Elle a énuméré tous ceux qu'elle entendait poursuivre: "les deux Allemands", mais aussi son ancien avocat Me Mohammad Mostafaie ainsi que Mina Ahadi, qui dirige le Comité international anti-lapidation dont le siège est à Cologne. Elle a également cité son complice dans le meurtre de son époux, Issa Taheri. "J'ai des motifs pour les poursuivre", a-t-elle ajouté.

Les deux Allemands, journalistes pour le journal Bild am Sonntag du groupe de presse Axel Springer, ont été arrêtés le 10 octobre à Tabriz alors qu'ils interviewaient Sajjaj Ghaderzadeh, le fils de Sakineh Mohammadi-Ashtiani, et son avocat Javid Houtan Kian.

Sakineh a dit parler "de son plein gré"
"Je suis venue devant les caméras de mon plein gré pour m'adresser au monde", a dit l'Iranienne de 43 ans, emprisonnée depuis 2006.

"Je veux m'exprimer car beaucoup ont exploité (l'affaire) et dit que j'avais été torturée, ce qui est un mensonge", a-t-elle ajouté, parlant en farsi avec un léger accent azéri (langue turque du nord-ouest de l'Iran). "Laissez tomber mon affaire. Pourquoi me déshonorez-vous?", a-t-elle demandé.

Vêtue d'un manteau noir et coiffée d'un foulard marron, Mme Mohammadi-Ashtiani a parlé moins de 10 minutes devant les journalistes qui n'ont pas pu poser de questions.

Depuis juillet, Mme Mohammadi-Ashtiani a fait trois apparitions à la télévision. La dernière en date, début décembre, était une "reconstitution" du meurtre diffusée par la chaîne iranienne en anglais Press-TV. Mme Mohammadi-Ashtiani avait été tirée de sa prison pour l'occasion avec le feu vert de la justice iranienne.

Le philosophe Bernard Henri Lévy, qui a lancé cet été une pétition pour sauver Sakineh hébergée sur son site La Règle du Jeu , avait alors sur l'identité de la personne présentée comme étant Sakineh. Il avait souligné que même s'il s'agissait bien d'elle, elle ne pouvait parler et agir que "sous la contrainte".

Sakineh "soumise à une énorme pression", réagit Mme Ahadi
Mina Ahadi
, qui dirige le Comité international anti-lapidation dont le siège est à Cologne et contre laquelle Sakineh a dit vouloir porter plainte, a été dans le même sens samedi soir. "Je pense qu'elle est soumise à une énorme pression par le régime islamique et qu'elle a dit ça sous la pression", a-t-elle estimé.

Selon cette femme, qui avait organisé la rencontre des deux journalistes allemands avec le fils de Sakineh, l'annonce de ces plaintes ne constitue "absolument pas" un problème. "Je me réjouis de voir que nos activités contre la lapidation" gênent autant le régime, a-t-elle déclaré à l'AFP.

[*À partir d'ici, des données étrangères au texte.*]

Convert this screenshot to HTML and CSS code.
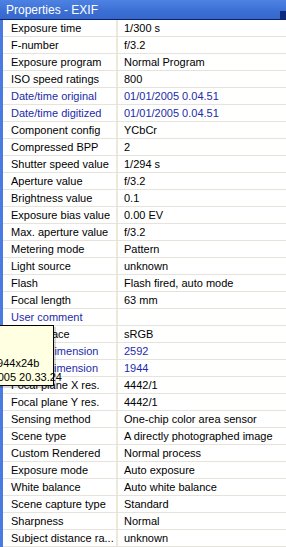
FILE: index.html
```html
<!DOCTYPE html>
<html>
<head>
<meta charset="utf-8">
<link rel="stylesheet" href="styles.css">
</head>
<body>
<div class="panel">
  <div class="titlebar"><span class="title">Properties - EXIF</span><span class="pin"></span></div>
  <div class="list">
    <div class="row"><div class="k">Exposure time</div><div class="v">1/300 s</div></div>
    <div class="row"><div class="k">F-number</div><div class="v">f/3.2</div></div>
    <div class="row"><div class="k">Exposure program</div><div class="v">Normal Program</div></div>
    <div class="row"><div class="k">ISO speed ratings</div><div class="v">800</div></div>
    <div class="row blue"><div class="k">Date/time original</div><div class="v">01/01/2005 0.04.51</div></div>
    <div class="row blue"><div class="k">Date/time digitized</div><div class="v">01/01/2005 0.04.51</div></div>
    <div class="row"><div class="k">Component config</div><div class="v">YCbCr</div></div>
    <div class="row"><div class="k">Compressed BPP</div><div class="v">2</div></div>
    <div class="row"><div class="k">Shutter speed value</div><div class="v">1/294 s</div></div>
    <div class="row"><div class="k">Aperture value</div><div class="v">f/3.2</div></div>
    <div class="row"><div class="k">Brightness value</div><div class="v">0.1</div></div>
    <div class="row"><div class="k">Exposure bias value</div><div class="v">0.00 EV</div></div>
    <div class="row"><div class="k">Max. aperture value</div><div class="v">f/3.2</div></div>
    <div class="row"><div class="k">Metering mode</div><div class="v">Pattern</div></div>
    <div class="row"><div class="k">Light source</div><div class="v">unknown</div></div>
    <div class="row"><div class="k">Flash</div><div class="v">Flash fired, auto mode</div></div>
    <div class="row"><div class="k">Focal length</div><div class="v">63 mm</div></div>
    <div class="row blue"><div class="k">User comment</div><div class="v"></div></div>
    <div class="row"><div class="k">Color space</div><div class="v">sRGB</div></div>
    <div class="row blue"><div class="k">Pixel X dimension</div><div class="v">2592</div></div>
    <div class="row blue"><div class="k">Pixel Y dimension</div><div class="v">1944</div></div>
    <div class="row"><div class="k">Focal plane X res.</div><div class="v">4442/1</div></div>
    <div class="row"><div class="k">Focal plane Y res.</div><div class="v">4442/1</div></div>
    <div class="row"><div class="k">Sensing method</div><div class="v">One-chip color area sensor</div></div>
    <div class="row"><div class="k">Scene type</div><div class="v">A directly photographed image</div></div>
    <div class="row"><div class="k">Custom Rendered</div><div class="v">Normal process</div></div>
    <div class="row"><div class="k">Exposure mode</div><div class="v">Auto exposure</div></div>
    <div class="row"><div class="k">White balance</div><div class="v">Auto white balance</div></div>
    <div class="row"><div class="k">Scene capture type</div><div class="v">Standard</div></div>
    <div class="row"><div class="k">Sharpness</div><div class="v">Normal</div></div>
    <div class="row"><div class="k">Subject distance ra...</div><div class="v">unknown</div></div>
  </div>
  <div class="tooltip">
    <div class="tl">&nbsp;</div>
    <div class="tl">&nbsp;</div>
    <div class="tl">2592x1944x24b</div>
    <div class="tl">01/01/2005 20.33.24</div>
  </div>
</div>
</body>
</html>
```
FILE: styles.css
```css
html, body {
  margin: 0;
  padding: 0;
  background: #ffffff;
}
body {
  width: 286px;
  height: 547px;
  overflow: hidden;
  font-family: "Liberation Sans", Arial, sans-serif;
  font-size: 11px;
  color: #000;
}
.panel {
  position: relative;
  width: 286px;
  height: 547px;
  overflow: hidden;
}
.titlebar {
  height: 20px;
  box-sizing: border-box;
  border-bottom: 1px solid #0a2468;
  background: linear-gradient(#4d82e2, #3c6fd4 60%, #3566cc);
  display: flex;
  align-items: center;
  justify-content: space-between;
}
.title {
  color: #ffffff;
  font-size: 12px;
  padding-left: 6px;
}
.pin {
  width: 6px;
  height: 8px;
  background: #0c2a78;
  margin-top: 10px;
}
.list {
  border-left: 3px solid #4a7be0;
  background: #fff;
  background-image: linear-gradient(#ece9d8, #ece9d8);
  background-repeat: no-repeat;
  background-size: 2px 100%;
  background-position: 113px 0;
}
.row {
  display: grid;
  grid-template-columns: 113px 2px 1fr;
  height: 17px;
  box-sizing: border-box;
  border-bottom: 1px solid #e6e4da;
  align-items: center;
  white-space: nowrap;
}
.k {
  padding-left: 8px;
  grid-column: 1;
  overflow: hidden;
}
.v {
  grid-column: 3;
  padding-left: 6px;
  overflow: hidden;
}
.blue .k, .blue .v {
  color: #1c2ba8;
}
.tooltip {
  position: absolute;
  left: -110px;
  top: 325px;
  width: 164px;
  height: 61px;
  box-sizing: border-box;
  border: 1px solid #000;
  background: #ffffe1;
  box-shadow: 2px 2px 0 rgba(0, 0, 0, 0.15);
  padding: 2px 0 0 70px;
  white-space: nowrap;
}
.tl {
  height: 14px;
  line-height: 14px;
}
```
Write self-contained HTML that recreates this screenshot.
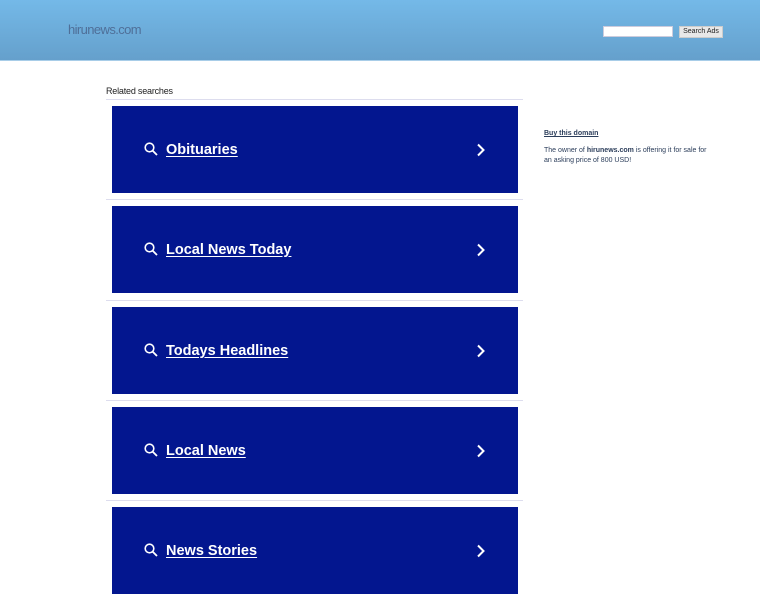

Quant au rédacteur en chef adjoint du journal allemand Bild am Sonntag, il a jugé "étonnante" l'annonce de Sakineh. "Nous trouvons étonnant qu'une femme qui a été condamnée à mort en Iran puisse quitter quelques heures sa prison pour annoncer devant des médias occidentaux qu'elle veut porter plainte contre des journalistes qui couvrent cette affaire", a déclaré Michael Backhaus, interrogé par l'AFP depuis Berlin.

Son fils implore la grâce
Le fils de Sakineh, Sajjad Ghaderzadeh, a admis samedi que sa mère avait enfreint la "charia" (loi islamique) mais a plaidé la compassion et le pardon.

"A mes yeux, ma mère est coupable mais depuis la disparition de mon père, je ne veux pas perdre mon autre parent"", a-t-il dit lors d'une conférence de presse qu'il a tenue seul à Tabriz quelques heures avant celle de sa mère. "En conséquence, je demande que sa peine soit commuée", a-t-il ajouté.

Sajjad est lui-même poursuivi par la justice iranienne pour avoir accordé une interview à deux journalistes allemands Bild am Sonntag à propos de la condamnation de sa mère. Il a été mis en liberté conditionnelle courant décembre après versement d'une caution de 40.000 dollars.